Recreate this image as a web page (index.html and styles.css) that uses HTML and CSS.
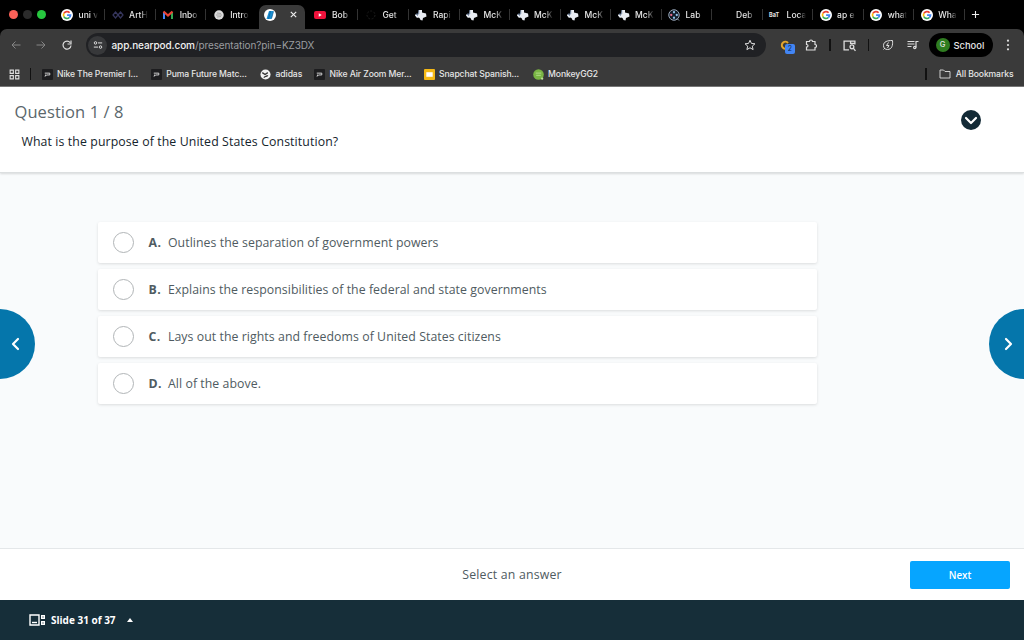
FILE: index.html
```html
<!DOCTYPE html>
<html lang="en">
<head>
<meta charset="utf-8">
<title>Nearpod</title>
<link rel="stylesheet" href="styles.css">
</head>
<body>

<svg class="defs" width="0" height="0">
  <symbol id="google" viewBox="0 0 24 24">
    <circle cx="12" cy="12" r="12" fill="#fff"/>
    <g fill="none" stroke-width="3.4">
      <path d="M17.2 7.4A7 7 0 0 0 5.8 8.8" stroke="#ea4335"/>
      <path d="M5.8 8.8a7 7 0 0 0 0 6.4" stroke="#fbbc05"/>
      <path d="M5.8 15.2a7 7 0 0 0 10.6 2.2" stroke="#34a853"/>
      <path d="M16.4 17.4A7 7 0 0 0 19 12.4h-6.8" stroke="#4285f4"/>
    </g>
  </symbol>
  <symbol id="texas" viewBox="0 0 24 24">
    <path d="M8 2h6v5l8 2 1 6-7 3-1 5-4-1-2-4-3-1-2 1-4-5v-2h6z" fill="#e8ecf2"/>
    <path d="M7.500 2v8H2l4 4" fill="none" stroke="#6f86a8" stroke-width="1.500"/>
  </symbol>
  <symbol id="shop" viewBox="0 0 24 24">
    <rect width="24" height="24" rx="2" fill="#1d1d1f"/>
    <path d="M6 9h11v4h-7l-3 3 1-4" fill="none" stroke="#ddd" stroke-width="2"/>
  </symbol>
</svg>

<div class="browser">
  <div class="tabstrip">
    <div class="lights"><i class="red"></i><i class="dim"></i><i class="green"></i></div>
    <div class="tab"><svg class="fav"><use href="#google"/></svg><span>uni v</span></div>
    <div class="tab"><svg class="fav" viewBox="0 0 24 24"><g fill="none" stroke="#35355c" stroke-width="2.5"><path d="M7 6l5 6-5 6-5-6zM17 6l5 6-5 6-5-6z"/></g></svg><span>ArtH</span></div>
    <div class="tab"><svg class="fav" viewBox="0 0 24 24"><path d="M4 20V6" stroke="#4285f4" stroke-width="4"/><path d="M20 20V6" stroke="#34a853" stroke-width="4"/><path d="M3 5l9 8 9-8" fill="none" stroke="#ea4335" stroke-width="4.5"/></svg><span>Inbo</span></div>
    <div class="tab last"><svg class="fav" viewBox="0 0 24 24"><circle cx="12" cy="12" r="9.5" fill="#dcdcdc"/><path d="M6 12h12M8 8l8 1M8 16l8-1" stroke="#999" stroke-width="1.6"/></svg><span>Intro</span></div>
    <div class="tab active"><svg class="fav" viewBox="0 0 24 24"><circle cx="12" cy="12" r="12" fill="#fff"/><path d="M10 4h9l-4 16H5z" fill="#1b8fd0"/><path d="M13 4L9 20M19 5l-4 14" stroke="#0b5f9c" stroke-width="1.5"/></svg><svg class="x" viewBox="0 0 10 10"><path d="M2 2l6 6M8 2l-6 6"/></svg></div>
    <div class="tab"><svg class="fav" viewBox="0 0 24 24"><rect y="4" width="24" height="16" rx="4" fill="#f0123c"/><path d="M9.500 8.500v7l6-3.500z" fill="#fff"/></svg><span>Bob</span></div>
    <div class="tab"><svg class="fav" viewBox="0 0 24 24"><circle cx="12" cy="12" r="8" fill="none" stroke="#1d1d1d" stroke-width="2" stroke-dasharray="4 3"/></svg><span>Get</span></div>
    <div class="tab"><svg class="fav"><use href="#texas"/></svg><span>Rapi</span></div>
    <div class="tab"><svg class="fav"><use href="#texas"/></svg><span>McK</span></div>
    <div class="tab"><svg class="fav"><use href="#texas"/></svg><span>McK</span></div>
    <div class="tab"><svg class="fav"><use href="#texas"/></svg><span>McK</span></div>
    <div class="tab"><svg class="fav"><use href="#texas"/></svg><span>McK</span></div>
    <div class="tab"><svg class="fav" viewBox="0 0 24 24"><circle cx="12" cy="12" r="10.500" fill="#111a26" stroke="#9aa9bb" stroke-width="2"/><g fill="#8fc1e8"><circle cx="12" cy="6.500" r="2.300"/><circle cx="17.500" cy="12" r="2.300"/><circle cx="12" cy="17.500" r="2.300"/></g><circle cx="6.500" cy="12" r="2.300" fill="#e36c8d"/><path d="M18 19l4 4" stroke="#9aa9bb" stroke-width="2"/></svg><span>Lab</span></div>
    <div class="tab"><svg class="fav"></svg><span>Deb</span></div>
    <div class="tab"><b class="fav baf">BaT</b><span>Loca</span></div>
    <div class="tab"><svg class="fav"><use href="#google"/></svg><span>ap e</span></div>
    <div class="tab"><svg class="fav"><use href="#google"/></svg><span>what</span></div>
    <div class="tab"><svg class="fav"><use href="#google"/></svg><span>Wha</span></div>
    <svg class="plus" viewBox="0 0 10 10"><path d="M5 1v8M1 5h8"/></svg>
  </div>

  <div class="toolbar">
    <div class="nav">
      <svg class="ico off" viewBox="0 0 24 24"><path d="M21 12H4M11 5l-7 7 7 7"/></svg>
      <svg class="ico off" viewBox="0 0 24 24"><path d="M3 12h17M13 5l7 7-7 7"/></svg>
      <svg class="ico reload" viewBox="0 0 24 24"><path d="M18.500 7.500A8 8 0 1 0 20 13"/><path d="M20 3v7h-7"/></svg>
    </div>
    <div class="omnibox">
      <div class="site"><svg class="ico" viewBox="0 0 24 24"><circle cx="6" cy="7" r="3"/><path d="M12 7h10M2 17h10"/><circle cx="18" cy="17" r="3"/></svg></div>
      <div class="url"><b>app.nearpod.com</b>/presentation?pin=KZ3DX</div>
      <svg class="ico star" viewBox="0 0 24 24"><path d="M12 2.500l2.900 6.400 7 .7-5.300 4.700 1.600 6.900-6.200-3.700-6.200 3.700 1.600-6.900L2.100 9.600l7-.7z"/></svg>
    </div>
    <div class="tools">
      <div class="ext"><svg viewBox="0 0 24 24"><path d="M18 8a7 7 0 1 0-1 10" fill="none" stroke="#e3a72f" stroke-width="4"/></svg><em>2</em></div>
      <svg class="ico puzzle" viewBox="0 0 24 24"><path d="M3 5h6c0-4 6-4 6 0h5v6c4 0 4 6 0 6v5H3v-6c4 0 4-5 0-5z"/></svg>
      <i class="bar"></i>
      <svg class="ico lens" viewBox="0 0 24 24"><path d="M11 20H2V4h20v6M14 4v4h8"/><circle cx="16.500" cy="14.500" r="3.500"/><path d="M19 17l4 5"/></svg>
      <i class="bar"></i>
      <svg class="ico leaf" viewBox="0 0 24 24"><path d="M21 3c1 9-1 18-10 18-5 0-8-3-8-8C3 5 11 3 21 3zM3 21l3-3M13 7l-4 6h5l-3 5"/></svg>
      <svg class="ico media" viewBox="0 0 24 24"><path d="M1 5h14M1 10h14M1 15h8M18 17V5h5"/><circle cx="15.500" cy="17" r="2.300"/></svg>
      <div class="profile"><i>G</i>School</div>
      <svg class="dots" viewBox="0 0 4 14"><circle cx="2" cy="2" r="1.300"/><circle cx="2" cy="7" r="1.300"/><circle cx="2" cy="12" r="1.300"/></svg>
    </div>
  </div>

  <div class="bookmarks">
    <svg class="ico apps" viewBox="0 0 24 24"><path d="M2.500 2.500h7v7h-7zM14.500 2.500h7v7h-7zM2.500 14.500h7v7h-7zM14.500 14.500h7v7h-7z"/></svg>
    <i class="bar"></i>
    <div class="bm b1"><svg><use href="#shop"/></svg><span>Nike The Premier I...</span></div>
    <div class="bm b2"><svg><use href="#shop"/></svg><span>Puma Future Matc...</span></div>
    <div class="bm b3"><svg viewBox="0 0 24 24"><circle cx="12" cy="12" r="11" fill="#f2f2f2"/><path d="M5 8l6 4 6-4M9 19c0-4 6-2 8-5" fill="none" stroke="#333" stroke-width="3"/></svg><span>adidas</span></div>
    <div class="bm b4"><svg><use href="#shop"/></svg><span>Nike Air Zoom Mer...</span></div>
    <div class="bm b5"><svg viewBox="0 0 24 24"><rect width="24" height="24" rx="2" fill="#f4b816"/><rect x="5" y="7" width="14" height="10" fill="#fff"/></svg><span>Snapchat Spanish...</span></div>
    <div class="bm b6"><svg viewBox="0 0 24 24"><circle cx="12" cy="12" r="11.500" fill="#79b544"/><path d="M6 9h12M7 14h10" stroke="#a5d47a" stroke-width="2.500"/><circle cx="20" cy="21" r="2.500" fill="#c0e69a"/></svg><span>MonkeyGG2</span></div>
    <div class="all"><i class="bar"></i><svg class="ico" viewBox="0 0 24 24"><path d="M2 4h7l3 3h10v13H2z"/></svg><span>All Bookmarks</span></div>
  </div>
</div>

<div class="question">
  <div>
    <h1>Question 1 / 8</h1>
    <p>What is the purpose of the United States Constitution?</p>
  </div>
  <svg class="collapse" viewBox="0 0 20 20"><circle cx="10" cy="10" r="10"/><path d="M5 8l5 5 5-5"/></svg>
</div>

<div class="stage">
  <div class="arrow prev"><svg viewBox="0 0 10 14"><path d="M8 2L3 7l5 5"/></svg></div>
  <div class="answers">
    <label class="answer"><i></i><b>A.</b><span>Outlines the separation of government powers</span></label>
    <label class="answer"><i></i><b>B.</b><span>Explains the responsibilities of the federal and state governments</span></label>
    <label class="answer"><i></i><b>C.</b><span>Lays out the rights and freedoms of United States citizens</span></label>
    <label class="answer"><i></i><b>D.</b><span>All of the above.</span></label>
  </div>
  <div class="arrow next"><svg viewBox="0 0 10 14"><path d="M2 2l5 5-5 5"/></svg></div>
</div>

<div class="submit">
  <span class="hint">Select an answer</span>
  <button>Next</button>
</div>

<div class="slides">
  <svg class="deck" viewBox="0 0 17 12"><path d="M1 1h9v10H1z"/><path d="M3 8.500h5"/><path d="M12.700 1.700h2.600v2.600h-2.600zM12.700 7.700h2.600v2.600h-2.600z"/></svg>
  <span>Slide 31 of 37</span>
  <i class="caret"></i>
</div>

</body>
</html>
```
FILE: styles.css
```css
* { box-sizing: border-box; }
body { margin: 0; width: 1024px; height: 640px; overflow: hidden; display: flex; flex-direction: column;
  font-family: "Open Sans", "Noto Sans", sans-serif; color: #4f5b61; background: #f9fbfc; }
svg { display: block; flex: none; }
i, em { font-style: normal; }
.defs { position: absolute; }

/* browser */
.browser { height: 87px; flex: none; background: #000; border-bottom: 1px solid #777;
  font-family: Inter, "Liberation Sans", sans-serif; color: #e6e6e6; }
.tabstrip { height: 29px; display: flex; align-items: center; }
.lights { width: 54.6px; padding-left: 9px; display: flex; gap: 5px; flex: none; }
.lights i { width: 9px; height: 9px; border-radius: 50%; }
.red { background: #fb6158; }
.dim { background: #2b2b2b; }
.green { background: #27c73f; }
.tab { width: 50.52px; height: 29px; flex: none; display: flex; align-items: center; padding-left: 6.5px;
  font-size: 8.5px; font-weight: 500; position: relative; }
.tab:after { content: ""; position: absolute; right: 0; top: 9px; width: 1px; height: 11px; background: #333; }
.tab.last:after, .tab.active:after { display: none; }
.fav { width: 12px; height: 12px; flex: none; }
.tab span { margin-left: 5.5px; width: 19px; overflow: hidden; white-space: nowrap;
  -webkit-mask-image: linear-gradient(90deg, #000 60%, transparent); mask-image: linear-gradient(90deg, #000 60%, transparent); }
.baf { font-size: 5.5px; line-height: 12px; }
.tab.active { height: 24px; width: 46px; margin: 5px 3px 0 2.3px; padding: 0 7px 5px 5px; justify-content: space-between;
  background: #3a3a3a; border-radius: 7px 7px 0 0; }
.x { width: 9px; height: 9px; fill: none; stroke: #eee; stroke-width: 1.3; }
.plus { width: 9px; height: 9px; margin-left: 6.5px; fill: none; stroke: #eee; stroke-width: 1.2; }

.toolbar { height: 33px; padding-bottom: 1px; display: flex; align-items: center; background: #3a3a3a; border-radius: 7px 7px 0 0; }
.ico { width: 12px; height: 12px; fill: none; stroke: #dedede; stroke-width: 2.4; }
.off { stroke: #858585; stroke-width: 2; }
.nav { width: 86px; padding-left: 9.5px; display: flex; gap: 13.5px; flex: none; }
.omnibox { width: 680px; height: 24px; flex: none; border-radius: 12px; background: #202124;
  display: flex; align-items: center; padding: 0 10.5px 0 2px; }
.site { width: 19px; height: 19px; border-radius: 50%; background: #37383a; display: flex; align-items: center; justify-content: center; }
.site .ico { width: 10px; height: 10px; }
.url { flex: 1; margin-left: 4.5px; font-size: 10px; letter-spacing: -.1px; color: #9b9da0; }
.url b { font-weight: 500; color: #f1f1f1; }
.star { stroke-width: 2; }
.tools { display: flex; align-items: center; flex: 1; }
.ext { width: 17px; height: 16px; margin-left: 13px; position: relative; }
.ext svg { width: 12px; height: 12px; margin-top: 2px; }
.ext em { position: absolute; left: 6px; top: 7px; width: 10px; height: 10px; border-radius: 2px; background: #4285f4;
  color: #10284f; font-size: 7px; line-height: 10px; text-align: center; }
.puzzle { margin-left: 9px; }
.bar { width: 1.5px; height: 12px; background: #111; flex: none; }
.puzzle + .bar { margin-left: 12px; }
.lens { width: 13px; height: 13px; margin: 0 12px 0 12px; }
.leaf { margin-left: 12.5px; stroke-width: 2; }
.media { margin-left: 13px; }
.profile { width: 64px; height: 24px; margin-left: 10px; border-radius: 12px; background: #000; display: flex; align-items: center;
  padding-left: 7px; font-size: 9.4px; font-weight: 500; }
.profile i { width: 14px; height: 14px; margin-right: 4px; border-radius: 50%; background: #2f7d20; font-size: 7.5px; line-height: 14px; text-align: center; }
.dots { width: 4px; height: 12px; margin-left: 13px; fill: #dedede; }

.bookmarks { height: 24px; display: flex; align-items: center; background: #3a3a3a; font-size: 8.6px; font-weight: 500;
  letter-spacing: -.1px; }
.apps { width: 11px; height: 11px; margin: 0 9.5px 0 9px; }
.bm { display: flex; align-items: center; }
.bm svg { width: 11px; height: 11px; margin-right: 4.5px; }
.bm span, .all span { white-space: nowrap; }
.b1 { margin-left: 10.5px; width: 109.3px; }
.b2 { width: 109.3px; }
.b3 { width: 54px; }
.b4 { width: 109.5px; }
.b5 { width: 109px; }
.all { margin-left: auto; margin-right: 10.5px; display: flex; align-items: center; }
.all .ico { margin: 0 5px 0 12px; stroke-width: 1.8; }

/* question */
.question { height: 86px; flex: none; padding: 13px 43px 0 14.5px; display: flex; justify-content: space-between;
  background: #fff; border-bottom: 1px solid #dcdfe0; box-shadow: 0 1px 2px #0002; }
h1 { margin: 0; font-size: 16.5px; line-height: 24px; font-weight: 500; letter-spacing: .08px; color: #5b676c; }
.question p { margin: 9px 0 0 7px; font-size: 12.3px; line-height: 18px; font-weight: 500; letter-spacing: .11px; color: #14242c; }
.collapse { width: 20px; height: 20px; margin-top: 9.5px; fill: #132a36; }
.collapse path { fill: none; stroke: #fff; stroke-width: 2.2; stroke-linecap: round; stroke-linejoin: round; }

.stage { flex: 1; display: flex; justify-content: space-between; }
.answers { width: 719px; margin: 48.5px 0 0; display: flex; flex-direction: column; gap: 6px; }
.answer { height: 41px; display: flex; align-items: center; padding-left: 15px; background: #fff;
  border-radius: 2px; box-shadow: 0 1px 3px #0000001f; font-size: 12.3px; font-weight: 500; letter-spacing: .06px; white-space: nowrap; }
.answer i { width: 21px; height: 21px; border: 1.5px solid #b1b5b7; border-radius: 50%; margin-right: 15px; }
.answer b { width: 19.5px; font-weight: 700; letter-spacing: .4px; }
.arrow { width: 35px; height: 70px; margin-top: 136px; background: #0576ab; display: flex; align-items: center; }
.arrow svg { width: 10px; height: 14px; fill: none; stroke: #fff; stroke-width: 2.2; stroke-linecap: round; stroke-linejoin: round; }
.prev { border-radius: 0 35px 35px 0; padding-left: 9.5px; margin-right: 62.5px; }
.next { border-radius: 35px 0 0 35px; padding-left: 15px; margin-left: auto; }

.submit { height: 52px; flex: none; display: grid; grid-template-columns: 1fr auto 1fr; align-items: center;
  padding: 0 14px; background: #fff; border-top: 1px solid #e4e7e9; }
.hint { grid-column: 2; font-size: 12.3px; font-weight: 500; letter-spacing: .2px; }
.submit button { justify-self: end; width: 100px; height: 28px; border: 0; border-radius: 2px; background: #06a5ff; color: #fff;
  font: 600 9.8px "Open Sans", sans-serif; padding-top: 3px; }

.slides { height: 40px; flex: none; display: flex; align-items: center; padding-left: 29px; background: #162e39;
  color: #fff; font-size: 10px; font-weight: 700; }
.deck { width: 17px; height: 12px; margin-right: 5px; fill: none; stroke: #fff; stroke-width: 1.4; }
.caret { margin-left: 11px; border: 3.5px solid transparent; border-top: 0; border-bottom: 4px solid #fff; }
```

WORK TO DO:
Copy all lines from the data that hold the word "index".

FINAL RESULT:
Recreate this image as a web page (index.html and styles.css) that uses HTML and CSS.
FILE: index.html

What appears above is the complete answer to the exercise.